━━━━━ Provided material

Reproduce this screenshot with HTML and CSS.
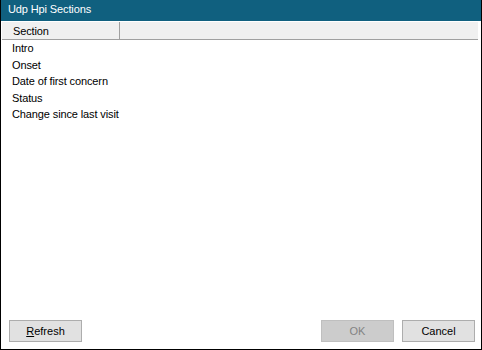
FILE: index.html
```html
<!DOCTYPE html>
<html>
	<head>
		<meta charset="UTF-8" />
		<title>Udp Hpi Sections</title>
		<link rel="stylesheet" href="styles.css">
	</head>
	<body>
		<div class="window">
			<div class="titlebar">Udp Hpi Sections</div>
			<div class="listview">
				<div class="list-header">
					<div class="col-head">Section</div>
					<div class="col-rest"></div>
				</div>
				<ul class="rows">
					<li>Intro</li>
					<li>Onset</li>
					<li>Date of first concern</li>
					<li>Status</li>
					<li>Change since last visit</li>
				</ul>
			</div>
			<div class="buttons">
				<button class="btn"><u>R</u>efresh</button>
				<div class="spacer"></div>
				<button class="btn" disabled>OK</button>
				<button class="btn">Cancel</button>
			</div>
		</div>
	</body>
</html>
```

FILE: styles.css
```css
* {
	box-sizing: border-box;
	font-family: "Liberation Sans", Arial, sans-serif;
}

html,
body {
	margin: 0;
	background-color: #ffffff;
}

.window {
	width: 482px;
	height: 350px;
	display: flex;
	flex-direction: column;
	border: 1px solid #000000;
	border-top: none;
	background-color: #ffffff;
	font-size: 11px;
	color: #000000;
	letter-spacing: -0.12px;
}

.titlebar {
	height: 21px;
	flex: none;
	background-color: #10607f;
	color: #ffffff;
	padding: 3px 0 0 7px;
	font-size: 11px;
}

.listview {
	flex: 1;
	display: flex;
	flex-direction: column;
	margin: 1px 3px 0 1px;
}

.list-header {
	display: flex;
	height: 18px;
	background-color: #f0f0f0;
	border-bottom: 1px solid #a0a0a0;
}

.col-head {
	width: 118px;
	padding: 3px 0 0 11px;
	border-right: 1px solid #a0a0a0;
}

.col-rest {
	flex: 1;
}

.rows {
	list-style: none;
	margin: 0;
	padding: 0 0 0 10px;
}

.rows li {
	height: 16.5px;
	line-height: 16px;
}

.buttons {
	display: flex;
	gap: 8px;
	padding: 0 6px 7px 8px;
}

.spacer {
	flex: 1;
}

.btn {
	width: 73px;
	height: 22px;
	padding: 0;
	font-size: 11px;
	color: #000000;
	background-color: #e1e1e1;
	border: 1px solid #adadad;
	border-radius: 0;
}

.btn:disabled {
	color: #838383;
	background-color: #cccccc;
	border-color: #bfbfbf;
}
```
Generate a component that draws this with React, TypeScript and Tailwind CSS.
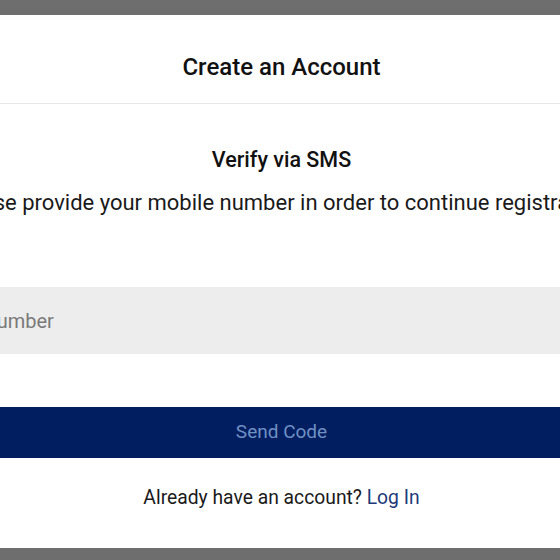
export default function App() {
  return (
    <div className="w-[560px] h-[560px] overflow-hidden bg-[#6e6e6e] pt-[15px] pb-[12px] flex flex-col" style={{ fontFamily: "Roboto, 'Liberation Sans', sans-serif" }}>
      {/* modal is wider than the viewport, so it spills over both edges */}
      <div className="ml-[-100px] w-[763px] h-full shrink-0 bg-white flex flex-col">
        <header className="h-[89px] pt-[16px] flex items-center justify-center border-b border-[#e6e6e6]">
          <h1 className="text-[24px] font-medium text-[#111111]">Create an Account</h1>
        </header>

        <div className="flex flex-col items-center pt-[43px]">
          <h2 className="text-[21.5px] font-medium text-[#111111] leading-[26px]">Verify via SMS</h2>
          <p className="mt-[16px] text-[22px] text-[#1a1a1a] leading-[28px] whitespace-nowrap">
            Please provide your mobile number in order to continue registration.
          </p>

          <input
            type="tel"
            placeholder="Mobile Number"
            className="mt-[70px] w-full h-[67px] bg-[#ededed] px-[17px] text-[20px] text-[#222] placeholder:text-[#7a7a7a] outline-none"
          />

          <button className="mt-[53px] w-full h-[51px] bg-[#001e60] text-[19px] text-[#7190c4]">
            Send Code
          </button>

          <div className="mt-[28px] text-[19.3px] text-[#1a1a1a] leading-[24px]">
            Already have an account? <a href="#" className="text-[#1e3a78]">Log In</a>
          </div>
        </div>
      </div>
    </div>
  );
}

━━━━━━━━━━

Do this — Take the lines from the one that contains "Generate a component" down to the last line of the listing above, both included, and set them down exactly, leaving out pictures.

Output for this task —
Generate a component that draws this with React, TypeScript and Tailwind CSS.
export default function App() {
  return (
    <div className="w-[560px] h-[560px] overflow-hidden bg-[#6e6e6e] pt-[15px] pb-[12px] flex flex-col" style={{ fontFamily: "Roboto, 'Liberation Sans', sans-serif" }}>
      {/* modal is wider than the viewport, so it spills over both edges */}
      <div className="ml-[-100px] w-[763px] h-full shrink-0 bg-white flex flex-col">
        <header className="h-[89px] pt-[16px] flex items-center justify-center border-b border-[#e6e6e6]">
          <h1 className="text-[24px] font-medium text-[#111111]">Create an Account</h1>
        </header>

        <div className="flex flex-col items-center pt-[43px]">
          <h2 className="text-[21.5px] font-medium text-[#111111] leading-[26px]">Verify via SMS</h2>
          <p className="mt-[16px] text-[22px] text-[#1a1a1a] leading-[28px] whitespace-nowrap">
            Please provide your mobile number in order to continue registration.
          </p>

          <input
            type="tel"
            placeholder="Mobile Number"
            className="mt-[70px] w-full h-[67px] bg-[#ededed] px-[17px] text-[20px] text-[#222] placeholder:text-[#7a7a7a] outline-none"
          />

          <button className="mt-[53px] w-full h-[51px] bg-[#001e60] text-[19px] text-[#7190c4]">
            Send Code
          </button>

          <div className="mt-[28px] text-[19.3px] text-[#1a1a1a] leading-[24px]">
            Already have an account? <a href="#" className="text-[#1e3a78]">Log In</a>
          </div>
        </div>
      </div>
    </div>
  );
}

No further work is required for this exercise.